* Dataset records:
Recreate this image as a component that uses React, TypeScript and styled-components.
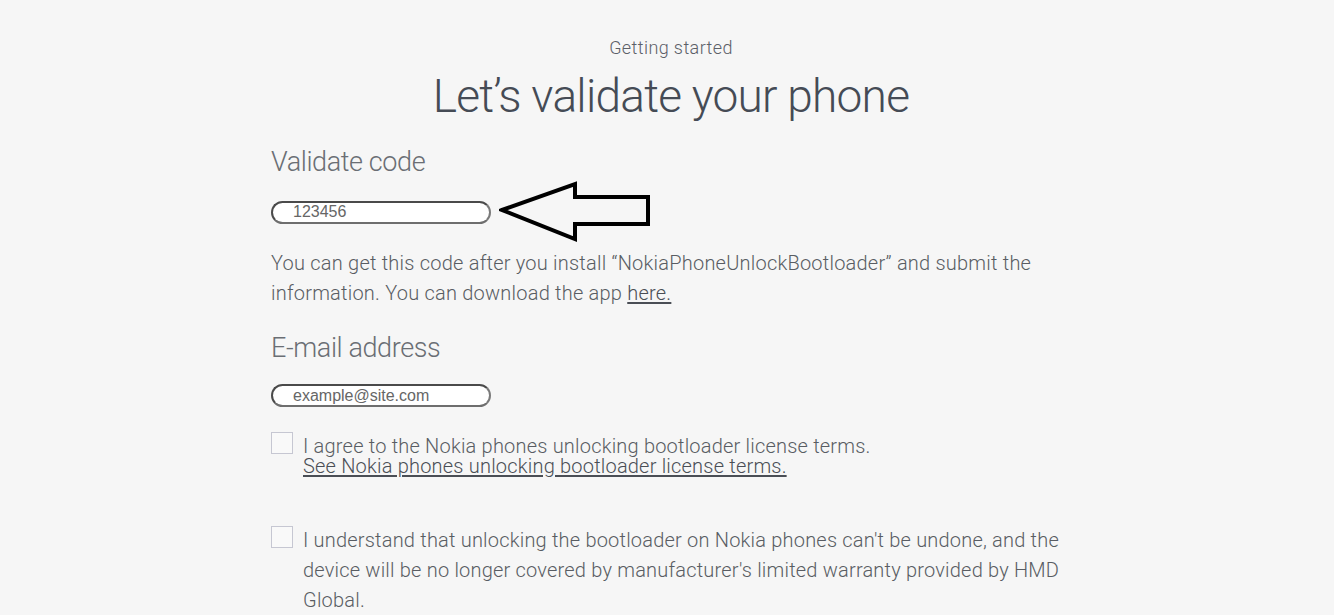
import React, { useState } from "react";
import styled, { createGlobalStyle } from "styled-components";

const GlobalStyle = createGlobalStyle`
  html, body {
    margin: 0;
    padding: 0;
    background: #f6f6f6;
  }
  body {
    font-family: Roboto, "Open Sans", sans-serif;
    font-weight: 300;
    color: #555a60;
  }
`;

const Page = styled.div`
  min-height: 615px;
  padding: 0 0 0 8px;
  background: #f6f6f6;
  overflow: hidden;
`;

const Container = styled.div`
  width: 800px;
  margin: 0 auto;
`;

const Eyebrow = styled.p`
  margin: 0;
  padding-top: 37px;
  text-align: center;
  font-size: 18px;
  line-height: 22px;
  letter-spacing: 0.4px;
  color: #5c6068;
`;

const Title = styled.h1`
  margin: 9px 0 0;
  text-align: center;
  font-size: 46px;
  line-height: 56px;
  font-weight: 300;
  letter-spacing: -0.75px;
  color: #454b55;
`;

const SectionLabel = styled.h2`
  margin: 0;
  font-size: 27px;
  line-height: 36px;
  font-weight: 300;
  letter-spacing: -0.4px;
  color: #6a6e74;
`;

const FieldRow = styled.div`
  display: flex;
  align-items: center;
  gap: 8px;
`;

const PillInput = styled.input`
  box-sizing: border-box;
  width: 220px;
  height: 23px;
  padding: 0 0 0 20px;
  border: 2px solid #4a4a4a;
  border-right-color: #7a7a7a;
  border-bottom-color: #6e6e6e;
  border-radius: 12px;
  background: #ffffff;
  font-family: "Liberation Sans", Arial, sans-serif;
  font-size: 16px;
  color: #666;
  outline: none;
  &::placeholder {
    color: #666;
  }
`;

const Paragraph = styled.p`
  margin: 0;
  font-size: 20px;
  line-height: 30px;
  letter-spacing: 0.22px;
  color: #595d63;
`;

const Link = styled.a`
  color: #4a4e55;
  text-decoration: underline;
  text-underline-offset: 2px;
  cursor: pointer;
`;

const CheckRow = styled.label`
  display: flex;
  align-items: flex-start;
  gap: 10px;
  cursor: pointer;
`;

const Box = styled.span<{ $checked: boolean }>`
  box-sizing: border-box;
  flex: 0 0 22px;
  width: 22px;
  height: 22px;
  border: 1px solid #c6c7d2;
  background: ${(p) => (p.$checked ? "#dfe3ee" : "#f9f9f9")};
`;

const CheckText = styled.span<{ $tight?: boolean }>`
  font-size: 20px;
  line-height: ${(p) => (p.$tight ? "20px" : "30px")};
  letter-spacing: 0.2px;
  color: #595d63;
  margin-top: ${(p) => (p.$tight ? "4px" : "-1px")};
`;

const Spacer = styled.div<{ $h: number }>`
  height: ${(p) => p.$h}px;
`;

function Arrow() {
  return (
    <svg width="154" height="62" viewBox="0 0 154 62">
      <polygon
        points="3,29 76,3 76,16 149,16 149,43 76,43 76,58"
        fill="none"
        stroke="#000"
        strokeWidth="4"
        strokeLinejoin="miter"
      />
    </svg>
  );
}

function App() {
  const [code, setCode] = useState("");
  const [email, setEmail] = useState("");
  const [agree, setAgree] = useState(false);
  const [understand, setUnderstand] = useState(false);

  return (
    <Page>
      <GlobalStyle />
      <Container>
        <Eyebrow>Getting started</Eyebrow>
        <Title>Let’s validate your phone</Title>
        <Spacer $h={20} />
        <SectionLabel>Validate code</SectionLabel>
        <Spacer $h={1} />
        <FieldRow>
          <PillInput
            placeholder="123456"
            value={code}
            onChange={(e: React.ChangeEvent<HTMLInputElement>) => setCode(e.target.value)}
          />
          <Arrow />
        </FieldRow>
        <Spacer $h={5} />
        <Paragraph>
          You can get this code after you install “NokiaPhoneUnlockBootloader” and submit the
          information. You can download the app <Link>here.</Link>
        </Paragraph>
        <Spacer $h={22} />
        <SectionLabel>E-mail address</SectionLabel>
        <Spacer $h={18} />
        <FieldRow>
          <PillInput
            placeholder="example@site.com"
            value={email}
            onChange={(e: React.ChangeEvent<HTMLInputElement>) => setEmail(e.target.value)}
          />
        </FieldRow>
        <Spacer $h={25} />
        <CheckRow onClick={() => setAgree(!agree)}>
          <Box $checked={agree} />
          <CheckText $tight>
            I agree to the Nokia phones unlocking bootloader license terms.
            <br />
            <Link>See Nokia phones unlocking bootloader license terms.</Link>
          </CheckText>
        </CheckRow>
        <Spacer $h={50} />
        <CheckRow onClick={() => setUnderstand(!understand)}>
          <Box $checked={understand} />
          <CheckText>
            I understand that unlocking the bootloader on Nokia phones can't be undone, and the
            device will be no longer covered by manufacturer's limited warranty provided by HMD
            Global.
          </CheckText>
        </CheckRow>
      </Container>
    </Page>
  );
}

export default App;
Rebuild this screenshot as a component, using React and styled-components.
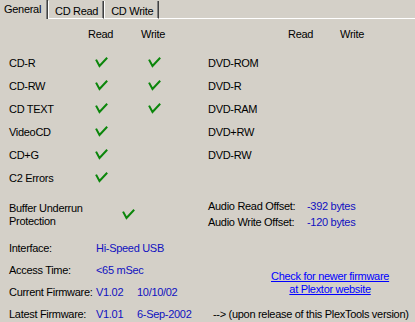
import React from "react";
import styled, { createGlobalStyle } from "styled-components";

const Global = createGlobalStyle`
  html, body { margin: 0; padding: 0; background: #d4d0c8; overflow: hidden; }
  body {
    font-family: "Liberation Sans", Arial, sans-serif;
    font-size: 11px;
    letter-spacing: -0.3px;
    color: #000;
  }
`;

const Page = styled.div`
  width: 415px;
  height: 322px;
  background: #d4d0c8;
  overflow: hidden;
`;

const TabStrip = styled.div`
  display: flex;
  align-items: flex-end;
  height: 19px;
  margin-left: -3px;
`;

const Tab = styled.div`
  box-sizing: border-box;
  height: ${(p) => (p.$active ? "19px" : "18px")};
  padding: ${(p) => (p.$active ? "3px 6px 0 6px" : "4px 5px 0 6px")};
  border-left: 1px solid #fff;
  border-right: 1px solid #404040;
  box-shadow: inset -1px 0 0 #808080;
  border-bottom: ${(p) => (p.$active ? "none" : "1px solid #fff")};
  white-space: nowrap;
  line-height: 12px;
`;

const TabFill = styled.div`
  flex: 1;
  height: 0;
  border-bottom: 1px solid #fff;
`;

const Panel = styled.div`
  padding: 4px 0 0 9px;
`;

const CapSection = styled.div`
  display: flex;
`;

const CapTable = styled.div`
  display: grid;
  grid-template-columns: ${(p) => p.$cols};
  grid-template-rows: 28px repeat(6, 23px);
  align-items: center;
`;

const Head = styled.div`
  align-self: start;
  line-height: 23px;
`;

const Label = styled.div`
  white-space: nowrap;
`;

const CheckCell = styled.div`
  display: flex;
  align-items: center;
  padding-left: ${(p) => p.$pad || 7}px;
  height: 23px;
`;

const Check = () => (
  <svg width="13" height="11" viewBox="0 0 13 11">
    <path d="M1.5 3.5 L4.5 9 L11.5 1.5" fill="none" stroke="#0b860b" strokeWidth="2" strokeLinecap="square" />
  </svg>
);

const MidSection = styled.div`
  display: flex;
  margin-top: 9px;
`;

const BufferBlock = styled.div`
  width: 199px;
  display: flex;
  align-items: center;
  padding-top: 1px;
`;

const BufferLabel = styled.div`
  width: 113px;
  line-height: 13px;
`;

const Offsets = styled.div`
  display: grid;
  grid-template-columns: 99px auto;
  grid-auto-rows: 16px;
  align-items: center;
`;

const Value = styled.div`
  color: #1010c0;
  white-space: nowrap;
  grid-column: ${(p) => p.$span || "auto"};
`;

const InfoGrid = styled.div`
  display: grid;
  grid-template-columns: 87px 41px 76px 1fr;
  grid-template-rows: repeat(4, 22px);
  align-items: center;
  margin-top: 7px;
`;

const Link = styled.a`
  grid-column: 4;
  grid-row: 2 / span 2;
  justify-self: start;
  margin: 3px 0 0 58px;
  color: #0000ff;
  text-decoration: underline;
  text-align: center;
  line-height: 13px;
  cursor: pointer;
`;

const Note = styled.div`
  grid-column: 4;
  white-space: nowrap;
`;

const leftRows = [
  ["CD-R", true, true],
  ["CD-RW", true, true],
  ["CD TEXT", true, true],
  ["VideoCD", true, false],
  ["CD+G", true, false],
  ["C2 Errors", true, false],
];

const rightRows = ["DVD-ROM", "DVD-R", "DVD-RAM", "DVD+RW", "DVD-RW"];

export default function App() {
  return (
    <Page>
      <Global />
      <TabStrip>
        <Tab $active>General</Tab>
        <Tab>CD Read</Tab>
        <Tab>CD Write</Tab>
        <TabFill />
      </TabStrip>
      <Panel>
        <CapSection>
          <CapTable $cols="79px 53px 67px">
            <div />
            <Head>Read</Head>
            <Head>Write</Head>
            {leftRows.map(([name, r, w]) => (
              <React.Fragment key={name}>
                <Label>{name}</Label>
                <CheckCell>{r && <Check />}</CheckCell>
                <CheckCell>{w && <Check />}</CheckCell>
              </React.Fragment>
            ))}
          </CapTable>
          <CapTable $cols="80px 52px 52px">
            <div />
            <Head>Read</Head>
            <Head>Write</Head>
            {rightRows.map((name) => (
              <React.Fragment key={name}>
                <Label>{name}</Label>
                <CheckCell />
                <CheckCell />
              </React.Fragment>
            ))}
          </CapTable>
        </CapSection>
        <MidSection>
          <BufferBlock>
            <BufferLabel>
              Buffer Underrun
              <br />
              Protection
            </BufferLabel>
            <Check />
          </BufferBlock>
          <Offsets>
            <Label>Audio Read Offset:</Label>
            <Value>-392 bytes</Value>
            <Label>Audio Write Offset:</Label>
            <Value>-120 bytes</Value>
          </Offsets>
        </MidSection>
        <InfoGrid>
          <Label>Interface:</Label>
          <Value $span="2 / span 2">Hi-Speed USB</Value>
          <div />
          <Label>Access Time:</Label>
          <Value $span="2 / span 2">&lt;65 mSec</Value>
          <Link>
            Check for newer firmware
            <br />
            at Plextor website
          </Link>
          <Label>Current Firmware:</Label>
          <Value>V1.02</Value>
          <Value>10/10/02</Value>
          <Label>Latest Firmware:</Label>
          <Value>V1.01</Value>
          <Value>6-Sep-2002</Value>
          <Note>--&gt; (upon release of this PlexTools version)</Note>
        </InfoGrid>
      </Panel>
    </Page>
  );
}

* Set problem: Say how many lines of the data include the word "that". Respond with the number alone.

* Final result: 2